New Pakistan quake kills at least 12
A Pakistani earthquake survivor stands in front of her makeshift camp in the devastated district of Awaran on September 25, 2013
"At least 12 people have died and seven others wounded," Abdul Latif Kakar, head of the provincial disaster management agency told AFP.
Officials fear the death toll in Saturday's quake in Awaran, the poorest district in the southwest province of Baluchistan, could rise.
The new quake struck the remote district at a depth of 14 kilometres at 12:34 pm (0734 GMT) according to the US Geological Survey (USGS).
Although USGS said it was an aftershock of the Tuesday 7.7-magnitude quake, an official at the National Seismic Centre of Pakistan classified it as a new earthquake.
"It was not an aftershock, it was an independent earthquake," Zahid Rafi, director of the National Seismic Centre of Pakistan, told Geo TV.
Awaran, a district in the southwest province of Baluchistan, was shattered by the 7.7-magnitude quake on Tuesday which left 359 dead and more than 100,000 people homeless.
"This new earthquake destroyed all that remains of the first quake, two villages destroyed completely," said Abdul Malik, provincial chief minister of Baluchistan.
Officials said villagers were digging through newly created debris and that seven wounded people have been taken to a make-shift hospital in Mashkey area, Awaran.
Relief efforts there have been further thwarted by insurgent attacks on rescue convoys, with local officials admitting that teams have been unable to reach thousands of survivors in the worst-hit areas.
An AFP reporter in Awaran said Saturday that hundreds of patients being treated in the aftermath of the previous quake fled a hospital in panic as the new tremor hit.
Pakistan's chief meteorologist Arif Mehmood told Express News that the magnitude of Saturday's quake measured 7.2.
Further loss of life expected
Deputy Commissioner of Awaran, Abdul Rasheed Baloch told Geo TV that the quake destroyed hundreds of mud houses in the Mashkey area, adding that "a lot of people have been trapped under the rubble".
"The telephone system has been damaged and we are not able to talk to someone and find out the exact information about the losses... But we have reports of severe losses in that area," Baloch said.
Even before the latest quake struck, local officials said some 30,000 survivors were still waiting for aid.
As well as being remote, the area is a stronghold of Baluch separatist rebels waging a decade-long insurgency against the Pakistani state.

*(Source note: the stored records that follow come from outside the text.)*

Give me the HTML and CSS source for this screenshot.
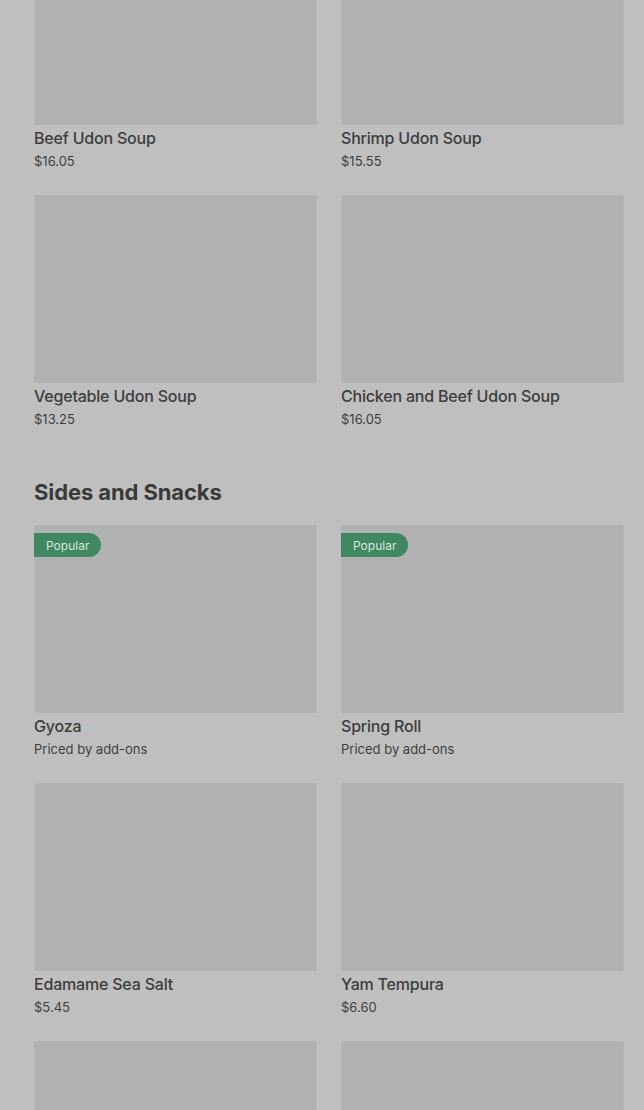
FILE: index.html
```html
<!DOCTYPE html>
<html>
<head>
<meta charset="utf-8">
<link rel="stylesheet" href="styles.css">
</head>
<body>
<main class="menu">
  <section class="section section-first">
    <div class="grid">
      <article class="card"><div class="thumb"></div><h3 class="name">Beef Udon Soup</h3><p class="price">$16.05</p></article>
      <article class="card"><div class="thumb"></div><h3 class="name">Shrimp Udon Soup</h3><p class="price">$15.55</p></article>
      <article class="card"><div class="thumb"></div><h3 class="name">Vegetable Udon Soup</h3><p class="price">$13.25</p></article>
      <article class="card"><div class="thumb"></div><h3 class="name">Chicken and Beef Udon Soup</h3><p class="price">$16.05</p></article>
    </div>
  </section>
  <section class="section">
    <h2 class="section-title">Sides and Snacks</h2>
    <div class="grid">
      <article class="card"><div class="thumb"><span class="badge">Popular</span></div><h3 class="name">Gyoza</h3><p class="price">Priced by add-ons</p></article>
      <article class="card"><div class="thumb"><span class="badge">Popular</span></div><h3 class="name">Spring Roll</h3><p class="price">Priced by add-ons</p></article>
      <article class="card"><div class="thumb"></div><h3 class="name">Edamame Sea Salt</h3><p class="price">$5.45</p></article>
      <article class="card"><div class="thumb"></div><h3 class="name">Yam Tempura</h3><p class="price">$6.60</p></article>
      <article class="card"><div class="thumb"></div><h3 class="name">&nbsp;</h3><p class="price">&nbsp;</p></article>
      <article class="card"><div class="thumb"></div><h3 class="name">&nbsp;</h3><p class="price">&nbsp;</p></article>
    </div>
  </section>
</main>
</body>
</html>
```

FILE: styles.css
```css
html, body {
  margin: 0;
  padding: 0;
  background: #bfbfbf;
  overflow: hidden;
}
body {
  font-family: Inter, "Noto Sans", "Liberation Sans", sans-serif;
  color: #3b3b3b;
}
.menu {
  padding: 0 20px 0 34px;
}
.section-first {
  margin-top: -63px;
}
.grid {
  display: grid;
  grid-template-columns: 1fr 1fr;
  column-gap: 24px;
}
.card {
  height: 258px;
  margin: 0;
}
.thumb {
  position: relative;
  height: 188px;
  background: #b1b1b1;
  border-radius: 3px;
  box-shadow: inset 0 0 0 1px #b4b4b4;
}
.name {
  margin: 0;
  padding-top: 3px;
  font-size: 16px;
  line-height: 20px;
  font-weight: 500;
  color: #3d3d3d;
  letter-spacing: -0.2px;
}
.price {
  margin: 4px 0 0;
  font-size: 13px;
  line-height: 18px;
  color: #3f3f3f;
  letter-spacing: 0;
}
.section-title {
  margin: 25px 0 19px;
  font-size: 22px;
  line-height: 28px;
  font-weight: 700;
  letter-spacing: -0.1px;
  color: #3a3a3a;
}
.badge {
  position: absolute;
  left: 0;
  top: 8px;
  height: 24px;
  padding: 0 12px;
  display: flex;
  align-items: center;
  background: #3f8862;
  color: #d6e6db;
  font-size: 12px;
  border-radius: 0 12px 12px 0;
}
```
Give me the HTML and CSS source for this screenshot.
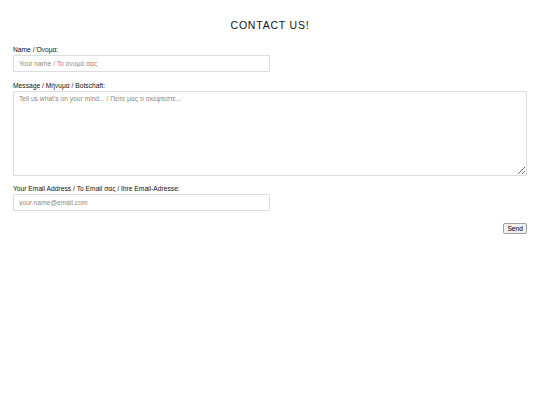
FILE: index.html
```html
<!DOCTYPE html>
<html lang="en">
<head>
    <meta charset="UTF-8">
    <meta name="viewport" content="width=device-width, initial-scale=1.0">
    <title>Contact Us</title>
    <link rel="stylesheet" href="styles.css">
</head>
<body>
    <div class="contact">
        <h1>CONTACT US!</h1>

        <form class="contact-form">
            <div class="field">
                <label for="name">Name / Όνομα:</label>
                <input type="text" id="name" class="half" placeholder="Your name / Το ονομά σας">
            </div>

            <div class="field">
                <label for="message">Message / Μήνυμα / Botschaft:</label>
                <textarea id="message" placeholder="Tell us what's on your mind... / Πείτε μας τι σκέφτεστε..."></textarea>
            </div>

            <div class="field">
                <label for="email">Your Email Address / Το Email σας / Ihre Email-Adresse:</label>
                <input type="email" id="email" class="half" placeholder="your.name@email.com">
            </div>

            <div class="actions">
                <button type="submit" class="btn">Send</button>
            </div>
        </form>
    </div>
</body>
</html>
```

FILE: styles.css
```css
body {
    font-family: "Liberation Sans", Arial, sans-serif;
    margin: 0;
    padding: 0;
    color: #000;
    background-color: #fff;
}

.contact {
    padding: 0 13px;
}

h1 {
    margin: 0;
    padding-top: 19px;
    padding-bottom: 14px;
    text-align: center;
    font-size: 10.5px;
    font-weight: normal;
    letter-spacing: 0.8px;
    line-height: 13px;
    color: #111;
}

.contact-form {
    display: flex;
    flex-direction: column;
    gap: 9.5px;
}

.field {
    display: flex;
    flex-direction: column;
    gap: 1px;
}

label {
    font-size: 6.7px;
    line-height: 8px;
    color: #111;
}

input,
textarea {
    font-family: "Liberation Sans", Arial, sans-serif;
    font-size: 6.7px;
    box-sizing: border-box;
    border: 1px solid #ddd;
    border-radius: 1px;
    padding: 0 5px;
    margin: 0;
    color: #333;
    outline: none;
}

input::placeholder,
textarea::placeholder {
    color: #8a8a8a;
}

.half {
    width: 257px;
    height: 17px;
}

textarea {
    width: 514px;
    height: 85px;
    padding-top: 3px;
    resize: vertical;
}

.actions {
    display: flex;
    justify-content: flex-end;
    padding-top: 2px;
}

.btn {
    font-family: "Liberation Sans", Arial, sans-serif;
    font-size: 6.7px;
    padding: 1px 3px;
    height: 11px;
    line-height: 7px;
    background-color: #f0f0f0;
    border: 1px solid #a0a0a0;
    border-radius: 2px;
    color: #000;
}
```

The situation has forced officials to abandon efforts to reach survivors directly, saying instead they will work through village committees and private NGOs.
Abdul Malik, provincial chief minister of Baluchistan, told AFP that food and other rescue items would be distributed through local villagers.
He appealed to the local separatist groups to allow rescue officials to reach the survivors.
"It is a humanitarian tragedy and I appeal them to allow rescue workers to help the survivors," Malik told AFP late Friday.
Manan Baloch, a leader of the Baluchistan National Movement, allied to the Baluchistan Liberation Front, told AFP that his group will only allow private NGOs and local officials to help survivors.
"We will not allow army or FC (paramilitary Frontier Corps) here, only NGOs or local officials are allowed to come here," he said.
A Pakistan army officer in Awaran told AFP the military only wanted to help locals.
"They are not ready to accept us," he said on condition of anonymity.
An AFP reporter in Awaran on Saturday said aid workers along with trucks loaded with food, clothes and medicine were seen moving towards Mashkey.
On Thursday, a helicopter carrying the head of the NDMA came under rocket fire by insurgents while flying in Awaran district. No-one was hurt and no damage was done.
On Friday, insurgents also opened fire on another helicopter and, in two separate incidents, fired on rescue convoys, officials said, adding that no one was hurt in the attacks.